The short-term nature of this leverage does not usually create enough UBTI income to concern the retirement investor. In addition, the short duration of the leverage puts the fund at minimal risk; however, since the rate of interest to obtain the leverage is less than the income derived from it, the fund still benefits from a small amount of positive arbitrage.

Blocker Corporations

One strategy that has been instituted in recent years to help avoid UBTI is a “blocker corporation.”

(In a 2008 handout regarding a seminar on UBTI, Suzanne McDowell, senior counsel at Steptoe and recognized as a top lawyer in the tax-exempt organization field (according to Legal 500), wrote: “Exempt organizations can avoid the debt-financed property rules by investing in a foreign corporation in a country that does not impose an income tax. According to an IRS private letter ruling, an exempt organization held 100% of the stock in a foreign corporation that invested in a U.S. Partnership holding debt-financed securities. The agency held that the dividends the foreign corporation paid to the exempt organization were excluded from UBTI as dividends under IRS Section 512(b)(2) and were not debt-financed income because the exempt organization had not incurred debt to acquire its interest in the foreign corporation.”

Although private letter rulings are not law in and of themselves, one can believe that the IRS position on similar matters would remain the same.
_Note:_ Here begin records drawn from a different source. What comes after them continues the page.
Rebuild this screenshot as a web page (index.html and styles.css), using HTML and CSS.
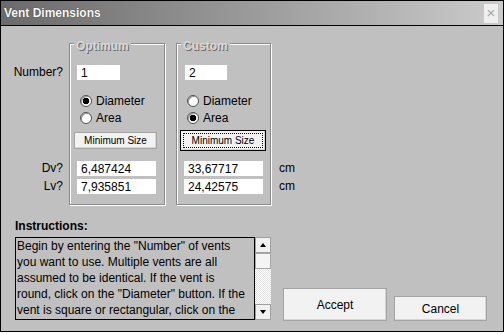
FILE: index.html
```html
<!DOCTYPE html>
<html lang="en">
<head>
  <meta charset="UTF-8" />
  <title>Vent Dimensions</title>
  <link rel="stylesheet" href="styles.css">
</head>
<body>

  <div class="window">
    <div class="titlebar">
      <span class="title">Vent Dimensions</span>
      <span class="close">&times;</span>
    </div>

    <div class="form">
      <!-- group frames span all the rows -->
      <div class="group c-opt"><span class="legend">Optimum</span></div>
      <div class="group c-cus"><span class="legend">Custom</span></div>

      <div class="row-label c-label r-number">Number?</div>
      <input class="field num-opt c-opt r-number" value="1">
      <input class="field num-cus c-cus r-number" value="2">

      <div class="radio c-opt r-dia"><span class="dot checked"></span>Diameter</div>
      <div class="radio c-opt r-area"><span class="dot"></span>Area</div>
      <div class="radio c-cus r-dia"><span class="dot"></span>Diameter</div>
      <div class="radio c-cus r-area"><span class="dot checked"></span>Area</div>

      <button class="btn min-opt c-opt r-btn">Minimum Size</button>
      <button class="btn min-cus c-cus r-btn">Minimum Size</button>

      <div class="row-label c-label r-dv">Dv?</div>
      <input class="field size c-opt r-dv" value="6,487424">
      <input class="field size c-cus r-dv" value="33,67717">
      <div class="unit c-unit r-dv">cm</div>

      <div class="row-label c-label r-lv">Lv?</div>
      <input class="field size c-opt r-lv" value="7,935851">
      <input class="field size c-cus r-lv" value="24,42575">
      <div class="unit c-unit r-lv">cm</div>
    </div>

    <div class="bottom">
      <div class="instructions">
        <div class="inst-title">Instructions:</div>
        <div class="textbox">
          <div class="text">Begin by entering the "Number" of vents you want to use. Multiple vents are all assumed to be identical. If the vent is round, click on the "Diameter" button. If the vent is square or rectangular, click on the</div>
          <div class="scrollbar">
            <div class="sb-btn"><span class="arrow up"></span></div>
            <div class="sb-thumb"></div>
            <div class="sb-track"></div>
            <div class="sb-btn"><span class="arrow down"></span></div>
          </div>
        </div>
      </div>
      <button class="btn accept">Accept</button>
      <button class="btn cancel">Cancel</button>
    </div>
  </div>

</body>
</html>
```

FILE: styles.css
```css
* {
  box-sizing: border-box;
}

body {
  margin: 0;
  font-family: "Liberation Sans", Arial, sans-serif;
  font-size: 12px;
  color: #000;
  background: #fff;
}

.window {
  width: 504px;
  border: 1px solid #000;
  background: #c0c0c0;
}

.titlebar {
  height: 25px;
  border-bottom: 1px solid #000;
  background: linear-gradient(to right, #6a6a6a, #cbcbcb);
  display: flex;
  align-items: center;
  justify-content: space-between;
  padding: 0 5px 0 3px;
}

.title {
  font-weight: bold;
  color: #fafafa;
  text-shadow: 0 0 1px #222;
  line-height: 14px;
}

.close {
  width: 14px;
  height: 19px;
  background: #efefef;
  color: #a8a8a8;
  font-size: 15px;
  line-height: 18px;
  text-align: center;
}

/* top part: labels | optimum | custom | units */
.form {
  display: grid;
  grid-template-columns: 68px 96px 11px 95px 1fr;
  grid-template-rows: 22px 15px 13px 16px 17px 4px 21px 10px 15px 3px 15px 11px;
  padding-top: 17px;
}

.group {
  grid-row: 1 / 13;
  border: 1px solid #8a8a8a;
  box-shadow: inset 1px 1px #fff, 1px 1px #fff;
}

.legend {
  display: inline-block;
  vertical-align: top;
  margin: -5px 0 0 4px;
  padding: 0 2px;
  background: #c0c0c0;
  font-weight: bold;
  line-height: 14px;
  color: #d8d8d8;
  text-shadow: 1px 1px 0 #6c6c6c;
}

.c-label { grid-column: 1; }
.c-opt { grid-column: 2; }
.c-cus { grid-column: 4; }
.c-unit { grid-column: 5; }

.r-number { grid-row: 2; }
.r-dia { grid-row: 4; }
.r-area { grid-row: 5; }
.r-btn { grid-row: 7; }
.r-dv { grid-row: 9; }
.r-lv { grid-row: 11; }

.row-label {
  text-align: right;
  padding-right: 6px;
  line-height: 15px;
}

.unit {
  padding-left: 8px;
  line-height: 15px;
}

.field {
  justify-self: start;
  height: 15px;
  border: 0;
  padding: 0 0 0 4px;
  margin: 0 0 0 8px;
  background: #fff;
  font: inherit;
  color: #000;
  outline: none;
}

.num-opt { width: 43px; }
.num-cus { width: 42px; margin-left: 9px; }
.size { width: 79px; }

.radio {
  display: flex;
  align-items: center;
  gap: 4px;
  margin-left: 11px;
}

.dot {
  width: 12px;
  height: 12px;
  border-radius: 50%;
  border: 1px solid #505050;
  background: #fff;
  box-shadow: inset 1px 1px #9a9a9a;
}

.dot.checked {
  background: radial-gradient(circle, #000 0 3px, #fff 3.6px);
}

.btn {
  padding: 0;
  font: inherit;
  color: #000;
  text-align: center;
  background: #f2f2f2;
  border: 1px solid #a4a4a4;
  box-shadow: inset -1px -1px #d6d6d6;
  justify-self: start;
}

.min-opt,
.min-cus {
  font-size: 10px;
}

.min-opt {
  width: 83px;
  height: 17px;
  margin-left: 5px;
  align-self: center;
}

.min-cus {
  width: 86px;
  height: 21px;
  margin-left: 4px;
  border: 1px solid #000;
  outline: 1px dotted #000;
  outline-offset: -4px;
}

/* bottom part: instructions and dialog buttons */
.bottom {
  display: flex;
  align-items: flex-end;
  padding: 14px 0 10px 14px;
}

.instructions {
  width: 256px;
  margin-bottom: 1px;
}

.inst-title {
  font-weight: bold;
  line-height: 14px;
  margin-bottom: 4px;
}

.textbox {
  display: flex;
  height: 83px;
}

.text {
  width: 240px;
  border: 1px solid #000;
  padding: 0 6px 0 1px;
  line-height: 16px;
  overflow: hidden;
}

.scrollbar {
  width: 16px;
  display: flex;
  flex-direction: column;
}

.sb-btn {
  height: 16px;
  background: #f0f0f0;
  border: 1px solid #a0a0a0;
  display: flex;
  align-items: center;
  justify-content: center;
}

.arrow {
  width: 0;
  height: 0;
  border-left: 3px solid transparent;
  border-right: 3px solid transparent;
}

.arrow.up { border-bottom: 4px solid #000; }
.arrow.down { border-top: 4px solid #000; }

.sb-thumb {
  height: 16px;
  background: #f4f4f4;
  border: 1px solid #a8a8a8;
}

.sb-track {
  flex: 1;
  background: repeating-conic-gradient(#fff 0 25%, #e2e2e2 0 50%) 0 0 / 2px 2px;
}

.accept {
  width: 104px;
  height: 33px;
  margin-left: 12px;
}

.cancel {
  width: 93px;
  height: 25px;
  margin-left: 7px;
}
```
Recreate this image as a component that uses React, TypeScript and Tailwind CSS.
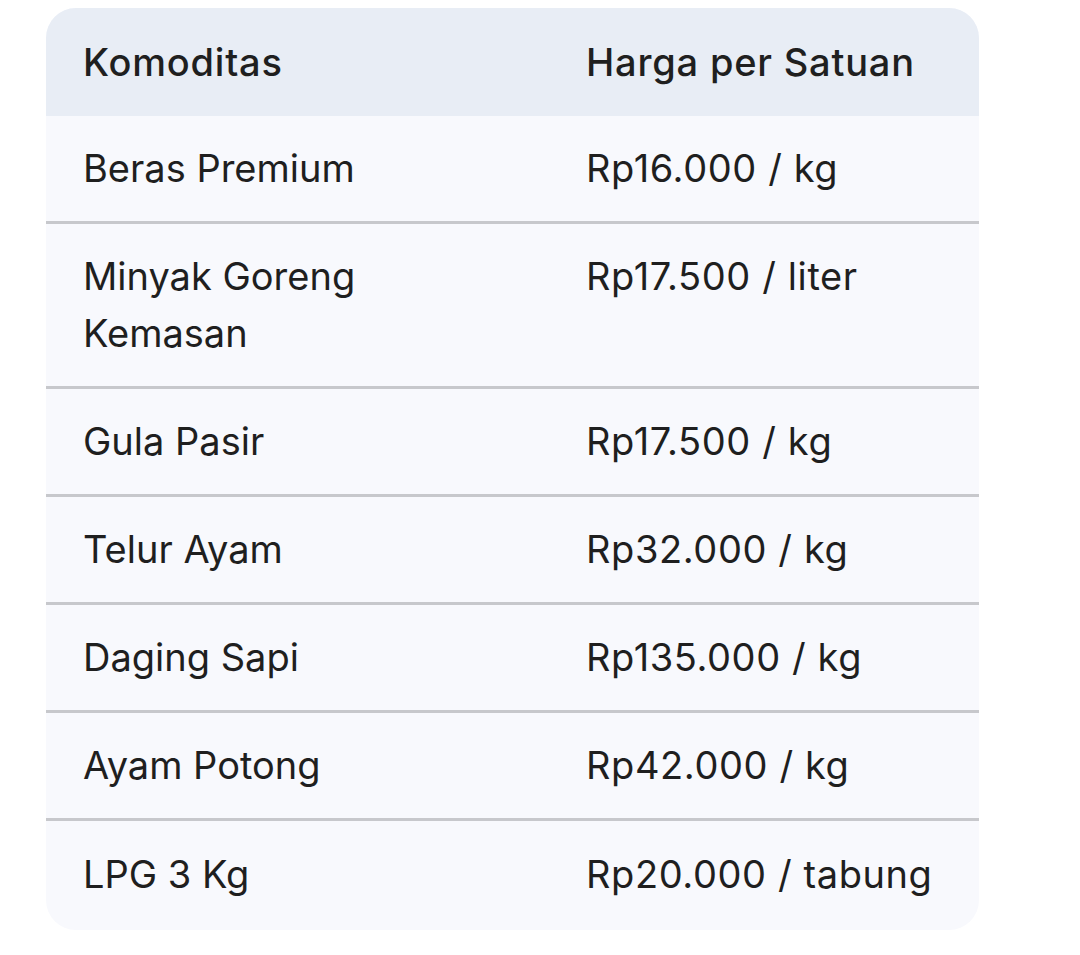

Thus, an MDF may choose to explore setting up a blocker corporation to avoid UBTI becoming an issue. However, the MDF must consider the costs of setting up and the continual operation of the foreign corporation to determine whether it is worth the time and expense just to avoid the potential of UBTI.

Because the laws surrounding UBTI are numerous and complex, both investors and promoters should carefully study the UBTI rules and consult tax professionals to determine whether UBTI is a factor for their investment decisions.